The learning algorithm interacts with this notion of grammar but is different. For instance, strictly local grammars are useful for understanding how a learner could identify a strictly local string language in the limit from positive text, but at the end of the day the knowledge is in the learner, not the grammar. If the grammars are segment-based instead of feature-based, that doesn’t mean that the learner has to be segment-based, it can use higher order reasoning to maneuver the hypothesis space. There is no direct coupling between the description format of the grammar and the reasoning of the learner.

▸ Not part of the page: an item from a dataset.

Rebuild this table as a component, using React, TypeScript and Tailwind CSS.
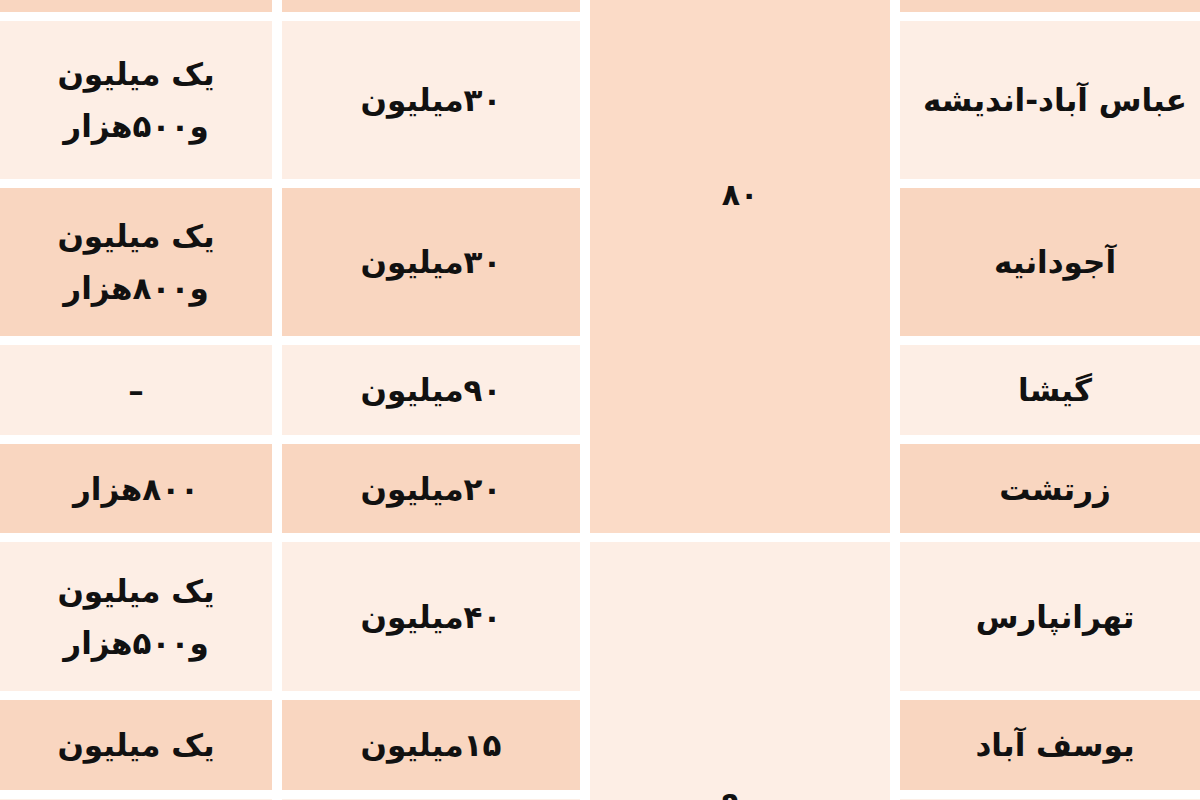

Most theoretical linguists have a richer notion of grammar, something that is more of a general description language, or almost like an API to all aspects of language. Syntacticians don’t write out a learning algorithm or a parsing algorithm, they enrich the grammar with generalizations that are meant to aid learning, processing, and so on. The grammar is the universal locus of generalization. SPE is a prime example of that as its description language was also supposed to provide a learning/naturalness metric for phonology. That’s a-okay in my book, from a methodological perspective the kitchen-sink approach can sometimes be easier to work with than having things scattered across many different components, so it’s good to have both options on the table.

But when we mathematical linguists engage in the process of analyzing the computational complexity of grammars and linguistic phenomena, we should take care to disentangle the different types of generalizations that theoretical linguists put in their grammars. If putting an L-generalization into the grammar changes the complexity picture, that is not the same thing as an F-generalization increasing complexity. One can be jettisoned for more efficient processing, the other can’t. If you’re making a claim about the complexity of a cross-linguistic phenomenon, that does not mean that there is a single language where the phenomenon is actually that complex. And if your complexity claim hinges on an M-generalization, then it really tells us very little about language as a cognitive object.

A sloppy wrap-up

Let me wrap up with a point of clarification: I’m not saying that only F-generalizations are fair game and L-generalizations should be excised from mathematical linguistics. Nor that we can ignore complexity in the learner — heck, there might not be a cognitive difference between the grammar and the learner, just like there might be no difference between the grammar and the parser. The complexity of building a grammar (the learner’s job) is just as important as grammar complexity, but the two are not equally important for each task. In the total reduplication example above, something has to build those finite-state automata, and the complexity of that process is what people have in mind when they say total reduplication is not finite-state. But that is a one-time cost, so if you want an efficient processing system that can handle reduplication, you can pay that cost once in a precompilation step and after that you won’t have to pay it again until a new entry needs to be added to the lexicon. The cost of L-generalizations doesn’t need to be paid all the time, you can take care of it once and then forget about it.

Similarly, we should not mistake L-generalizations for claims about specific processes in specific languages. Language is a biological system. Biology tends to be messy, and it tends to implement the same idea in many different ways. Suppose a linguist from the future were to show up on your door step and tell you that there actually is no such thing as reduplication, and in fact it’s a cluster of language-specific processes that are all distinct yet look the same at a sufficient level of abstraction. Would you be shocked? I wouldn’t. It’s a useful piece of information that does not undercut the idea of reduplication as something worth studying at various levels of generalization. We just have to make sure we know which level each theorem operates at.